Pull out from the material below all lines with "components".

Code that builds pages
--- START ---

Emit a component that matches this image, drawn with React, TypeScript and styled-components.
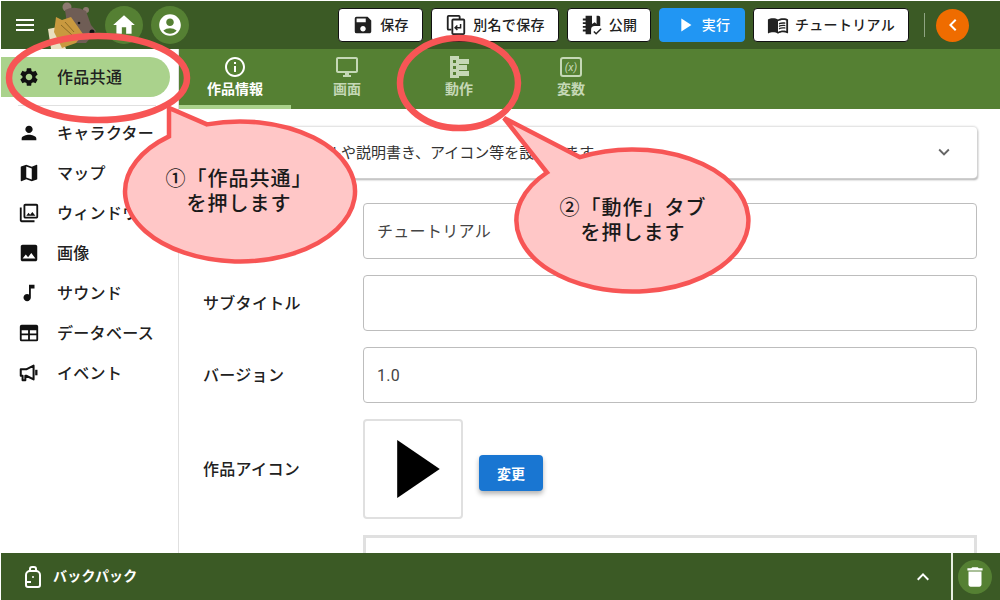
import React from 'react'
import styled, { createGlobalStyle } from 'styled-components'
import {
  MdMenu, MdHome, MdAccountCircle, MdSave, MdSettings, MdPerson, MdMap, MdOutlinePhotoLibrary, MdImage,
  MdMusicNote, MdInfoOutline, MdOutlineDesktopWindows, MdPlayArrow, MdMenuBook, MdChevronLeft,
  MdExpandMore, MdExpandLess, MdDelete,
} from 'react-icons/md'

const GlobalStyle = createGlobalStyle`
  html, body {
    margin: 0;
    background: #fff;
  }
  * {
    box-sizing: border-box;
  }
  body {
    font-family: Roboto, "Noto Sans CJK JP", sans-serif;
    color: #212121;
    overflow: hidden;
  }
`

const Page = styled.div`
  position: relative;
  width: 1000px;
  height: 600px;
  padding: 1px 0 0 1px;
  display: flex;
  flex-direction: column;
  overflow: hidden;
`

const Header = styled.header`
  flex: 0 0 48px;
  background: #3b5a25;
  display: flex;
  align-items: center;
  padding: 0 31px 0 12px;
`

const MenuButton = styled.div`
  display: flex;
  color: #fff;
  font-size: 24px;
  margin-right: 11px;
`

const Logo = styled.svg`
  width: 48px;
  height: 48px;
  margin-right: 9px;
  align-self: flex-end;
`

const RoundButton = styled.div`
  width: 38px;
  height: 38px;
  border-radius: 50%;
  background: #558033;
  color: #fff;
  font-size: 26px;
  display: flex;
  align-items: center;
  justify-content: center;
  margin-right: 8px;
`

const Spacer = styled.div`
  flex: 1;
`

const ToolButton = styled.div<{ $width: number; $primary?: boolean }>`
  width: ${p => p.$width}px;
  height: 34px;
  margin-left: 8px;
  border-radius: 4px;
  border: 1px solid ${p => (p.$primary ? '#2196f3' : '#111')};
  background: ${p => (p.$primary ? '#2196f3' : '#fff')};
  color: ${p => (p.$primary ? '#fff' : '#212121')};
  font-size: 14px;
  font-weight: 500;
  letter-spacing: 0.3px;
  line-height: 18px;
  padding-bottom: 1px;
  display: flex;
  align-items: center;
  justify-content: center;
  gap: 6px;
  white-space: nowrap;

  svg {
    width: 22px;
    height: 22px;
    flex: none;
  }
`

const HeaderDivider = styled.div`
  width: 1px;
  height: 24px;
  background: #8fa582;
  margin: 0 11px 0 15px;
`

const CollapseButton = styled.div`
  width: 33px;
  height: 33px;
  border-radius: 50%;
  background: #ef6c00;
  color: #fff;
  font-size: 24px;
  display: flex;
  align-items: center;
  justify-content: center;
`

const Body = styled.div`
  flex: 1;
  min-height: 0;
  display: flex;
`

const Sidebar = styled.nav`
  flex: 0 0 178px;
  border-right: 1px solid #e0e0e0;
  padding-top: 8px;
`

const NavItem = styled.div<{ $active?: boolean }>`
  width: 169px;
  height: 40px;
  display: flex;
  align-items: center;
  padding: 0 0 2px 17px;
  border-radius: 0 20px 20px 0;
  background: ${p => (p.$active ? '#aad28c' : 'transparent')};
  font-size: 16px;
  font-weight: 500;
  letter-spacing: 0.3px;
  white-space: nowrap;

  svg {
    width: 22px;
    height: 22px;
    color: #111;
    flex: none;
    margin: 2px 17px 0 0;
  }
`

const NavDivider = styled.hr`
  width: 138px;
  margin: 8px 0 7px 17px;
  border: 0;
  border-top: 1px solid #e0e0e0;
`

const Content = styled.main`
  flex: 1;
  min-width: 0;
  overflow: hidden;
`

const TabBar = styled.div`
  height: 60px;
  background: #558033;
  display: flex;
`

const Tab = styled.div<{ $active?: boolean }>`
  width: 112px;
  height: 60px;
  display: flex;
  flex-direction: column;
  align-items: center;
  padding-top: 6px;
  color: ${p => (p.$active ? '#fff' : '#c5d8b6')};
  border-bottom: 4px solid ${p => (p.$active ? '#aad28c' : 'transparent')};
  font-size: 14px;
  font-weight: 700;
  line-height: 18px;

  svg {
    width: 24px;
    height: 24px;
    margin-bottom: 1px;
  }
`

const Form = styled.div`
  padding: 18px 23px 0 11px;
`

const Accordion = styled.div`
  height: 51px;
  border-radius: 4px;
  background: #fff;
  box-shadow: 0 0 2px 1px #dcdcdc, 1px 2px 2px #a8a8a8;
  display: flex;
  align-items: center;
  justify-content: space-between;
  padding: 0 22px 2px 46px;
  font-size: 15px;
  color: #333;
  margin-bottom: 25px;

  svg {
    font-size: 22px;
    color: #666;
  }
`

const FieldRow = styled.div`
  display: flex;
  align-items: center;
  margin-bottom: 16px;
`

const FieldLabel = styled.div`
  flex: 0 0 173px;
  padding: 0 0 3px 13px;
  font-size: 16px;
  font-weight: 500;
  letter-spacing: 0.3px;
  white-space: nowrap;
`

const TextField = styled.div<{ $latin?: boolean }>`
  flex: 1;
  height: 56px;
  border: 1px solid #bdbdbd;
  border-radius: 4px;
  padding: 0 13px ${p => (p.$latin ? '0' : '3px')};
  display: flex;
  align-items: center;
  font-size: 16px;
  letter-spacing: 0.3px;
  color: #444;
`

const IconBox = styled.div`
  width: 100px;
  height: 100px;
  border: 2px solid #e0e0e0;
  border-radius: 4px;
  display: flex;
  align-items: center;
  justify-content: center;
  margin-right: 16px;
  padding-left: 10px;

  svg {
    width: 46px;
    height: 58px;
  }
`

const ChangeButton = styled.div`
  width: 64px;
  height: 36px;
  margin-top: 8px;
  border-radius: 4px;
  background: #1976d2;
  color: #fff;
  font-size: 14px;
  font-weight: 700;
  display: flex;
  align-items: center;
  justify-content: center;
  box-shadow: 0 3px 5px rgba(0, 0, 0, 0.3);
`

const LowerBox = styled.div`
  margin-left: 173px;
  height: 60px;
  border: 3px solid #e0e0e0;
`

const Footer = styled.footer`
  flex: 0 0 47px;
  background: #3b5a25;
  display: flex;
  align-items: center;
  color: #fff;
  padding-left: 20px;
`

const FooterIcon = styled.svg`
  width: 24px;
  height: 24px;
  margin-right: 8px;
`

const FooterLabel = styled.span`
  font-size: 14px;
  letter-spacing: 0.2px;
  font-weight: 700;
  padding-bottom: 3px;
`

const FooterToggle = styled.div`
  display: flex;
  font-size: 24px;
  margin-right: 16px;
`

const FooterDivider = styled.div`
  width: 2px;
  height: 47px;
  background: #e8efe2;
`

const TrashSlot = styled.div`
  width: 47px;
  display: flex;
  padding-left: 5px;
`

const TrashButton = styled.div`
  width: 34px;
  height: 34px;
  border-radius: 50%;
  background: #558033;
  font-size: 26px;
  display: flex;
  align-items: center;
  justify-content: center;
`

const Annotations = styled.svg`
  position: absolute;
  left: 0;
  top: 0;
  width: 1000px;
  height: 600px;
  pointer-events: none;
`

const Callout = styled.div<{ $x: number; $y: number }>`
  position: absolute;
  left: ${p => p.$x}px;
  top: ${p => p.$y}px;
  width: 220px;
  transform: translateX(-50%);
  text-align: center;
  font-size: 20px;
  line-height: 25px;
  font-weight: 500;
  letter-spacing: 1px;
  color: #1a1a1a;
  white-space: nowrap;
`

const SaveAsIcon = () => (
  <svg viewBox="0 0 24 24" fill="none" stroke="currentColor" strokeWidth="2">
    <path d="M7 17H4a1 1 0 0 1-1-1V3a1 1 0 0 1 1-1h11a1 1 0 0 1 1 1v3" />
    <path d="M9 6h11a1 1 0 0 1 1 1v14a1 1 0 0 1-1 1H9a1 1 0 0 1-1-1V7a1 1 0 0 1 1-1z" />
    <path d="M17 11v4h-6M13.500 12.500 11 15l2.500 2.500" strokeWidth="1.600" />
  </svg>
)

const PublishIcon = () => (
  <svg viewBox="0 0 24 24" fill="currentColor">
    <path d="M5 2h7v9l3-2 2 2V2h2a2 2 0 0 1 2 2v9h-6a4 4 0 0 0-4 4v5H5z" />
    <path d="M2 5h4v2H2zM2 9h4v2H2zM2 13h4v2H2zM2 17h4v2H2z" />
    <path d="m14 19 2.500 2.500L22 16" fill="none" stroke="currentColor" strokeWidth="1.600" />
  </svg>
)

const ActionIcon = () => (
  <svg viewBox="0 0 24 24" fill="currentColor">
    <path d="M3 1h9v3h10v5H12v1h8v5h-8v1h10v5H12v2H3zM6 5v3h3V5zm0 6v3h3v-3zm0 6v3h3v-3z" fillRule="evenodd" />
  </svg>
)

const VariableIcon = () => (
  <svg viewBox="0 0 24 24">
    <rect x="2" y="3" width="20" height="18" rx="2" fill="none" stroke="currentColor" strokeWidth="2" />
    <text x="12" y="16" textAnchor="middle" fontSize="11" fontStyle="italic" fontWeight="400" fill="currentColor" fontFamily="Roboto, sans-serif">(x)</text>
  </svg>
)

const TableIcon = () => (
  <svg viewBox="0 0 24 24" fill="currentColor">
    <path d="M4 3h16a2 2 0 0 1 2 2v14a2 2 0 0 1-2 2H4a2 2 0 0 1-2-2V5a2 2 0 0 1 2-2zm0 6v3.500h7V9zm9 0v3.500h7V9zm-9 5.500V19h7v-4.500zm9 0V19h7v-4.500z" fillRule="evenodd" />
  </svg>
)

const MegaphoneIcon = () => (
  <svg viewBox="0 0 24 24" fill="none" stroke="currentColor" strokeWidth="2.200">
    <path d="M3 8h6l8-4v15l-8-4H8v5H5v-5H3z" strokeLinejoin="round" />
    <path d="M20 8.500v6" strokeWidth="2.500" />
  </svg>
)

const navItems = [
  { icon: <MdPerson />, label: 'キャラクター' },
  { icon: <MdMap />, label: 'マップ' },
  { icon: <MdOutlinePhotoLibrary />, label: 'ウィンドウ' },
  { icon: <MdImage />, label: '画像' },
  { icon: <MdMusicNote />, label: 'サウンド' },
  { icon: <TableIcon />, label: 'データベース' },
  { icon: <MegaphoneIcon />, label: 'イベント' },
]

const App = () => {
  return (
    <Page>
      <GlobalStyle />
      <Header>
        <MenuButton><MdMenu /></MenuButton>
        <Logo viewBox="0 0 48 48">
          <path d="M0 28l10-2 8 22H3z" fill="#e9dfc0" />
          <circle cx="19" cy="6" r="4.500" fill="#8d7a70" />
          <circle cx="38" cy="9" r="3" fill="#8d7a70" />
          <path d="M17 9q10-5 21 1l5 14 5 6-4 5-6 7H22z" fill="#6f5d55" />
          <circle cx="44" cy="31" r="2.500" fill="#111" />
          <circle cx="31" cy="22" r="1.300" fill="#111" />
          <path d="M8 16l6 3 9-3 12 17-7 9-14 5-8-16z" fill="#c9993f" />
          <path d="M13 24l11 10M17 21l9 10" stroke="#8b6a25" strokeWidth="1" fill="none" />
        </Logo>
        <RoundButton><MdHome /></RoundButton>
        <RoundButton><MdAccountCircle /></RoundButton>
        <Spacer />
        <ToolButton $width={85}><MdSave />保存</ToolButton>
        <ToolButton $width={128}><SaveAsIcon />別名で保存</ToolButton>
        <ToolButton $width={84}><PublishIcon />公開</ToolButton>
        <ToolButton $width={86} $primary><MdPlayArrow />実行</ToolButton>
        <ToolButton $width={156}><MdMenuBook />チュートリアル</ToolButton>
        <HeaderDivider />
        <CollapseButton><MdChevronLeft /></CollapseButton>
      </Header>
      <Body>
        <Sidebar>
          <NavItem $active><MdSettings />作品共通</NavItem>
          <NavDivider />
          {navItems.map(item => (
            <NavItem key={item.label}>{item.icon}{item.label}</NavItem>
          ))}
        </Sidebar>
        <Content>
          <TabBar>
            <Tab $active><MdInfoOutline />作品情報</Tab>
            <Tab><MdOutlineDesktopWindows />画面</Tab>
            <Tab><ActionIcon />動作</Tab>
            <Tab><VariableIcon />変数</Tab>
          </TabBar>
          <Form>
            <Accordion>
              作品のタイトルや説明書き、アイコン等を設定します
              <MdExpandMore />
            </Accordion>
            <FieldRow>
              <FieldLabel>ゲームのタイトル</FieldLabel>
              <TextField>チュートリアル</TextField>
            </FieldRow>
            <FieldRow>
              <FieldLabel>サブタイトル</FieldLabel>
              <TextField />
            </FieldRow>
            <FieldRow>
              <FieldLabel>バージョン</FieldLabel>
              <TextField $latin>1.0</TextField>
            </FieldRow>
            <FieldRow>
              <FieldLabel>作品アイコン</FieldLabel>
              <IconBox>
                <svg viewBox="0 0 45 60"><path d="M1 0 45 30 1 60z" fill="#000" /></svg>
              </IconBox>
              <ChangeButton>変更</ChangeButton>
            </FieldRow>
            <LowerBox />
          </Form>
        </Content>
      </Body>
      <Footer>
        <FooterIcon viewBox="0 0 24 24" fill="none" stroke="currentColor" strokeWidth="2">
          <path d="M5 10a4 4 0 0 1 4-4h6a4 4 0 0 1 4 4v10a2 2 0 0 1-2 2H7a2 2 0 0 1-2-2z" />
          <path d="M9 6V4a2 2 0 0 1 2-2h2a2 2 0 0 1 2 2v2M5 17h5" />
          <circle cx="12" cy="12" r="1" fill="currentColor" stroke="none" />
        </FooterIcon>
        <FooterLabel>バックパック</FooterLabel>
        <Spacer />
        <FooterToggle><MdExpandLess /></FooterToggle>
        <FooterDivider />
        <TrashSlot><TrashButton><MdDelete /></TrashButton></TrashSlot>
      </Footer>
      <Annotations viewBox="0 0 1000 600">
        <g fill="none" stroke="#f75555" strokeWidth="6.500">
          <ellipse cx="98" cy="78" rx="89" ry="42" />
          <ellipse cx="459" cy="83" rx="59" ry="45" />
        </g>
        <g fill="#ffc7c7" stroke="#f75555" strokeWidth="4.500" strokeLinejoin="miter">
          <path d="M207 124.400 169 108 169 136.400A115 70 0 1 0 207 124.400z" />
          <path d="M580 157.200 504 118 547 172.500A116 71 0 1 0 580 157.200z" />
        </g>
      </Annotations>
      <Callout $x={239} $y={167}>①「作品共通」<br />を押します</Callout>
      <Callout $x={633} $y={196}>②「動作」タブ<br />を押します</Callout>
    </Page>
  )
}

export default App
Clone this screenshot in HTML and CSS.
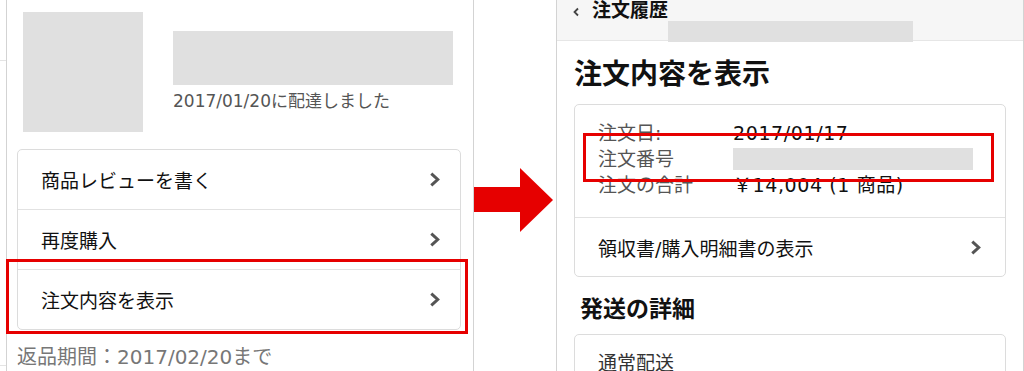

--- END ---

**EXPECTED ANSWER**
Emit a component that matches this image, drawn with React, TypeScript and styled-components.
import styled, { createGlobalStyle } from 'styled-components'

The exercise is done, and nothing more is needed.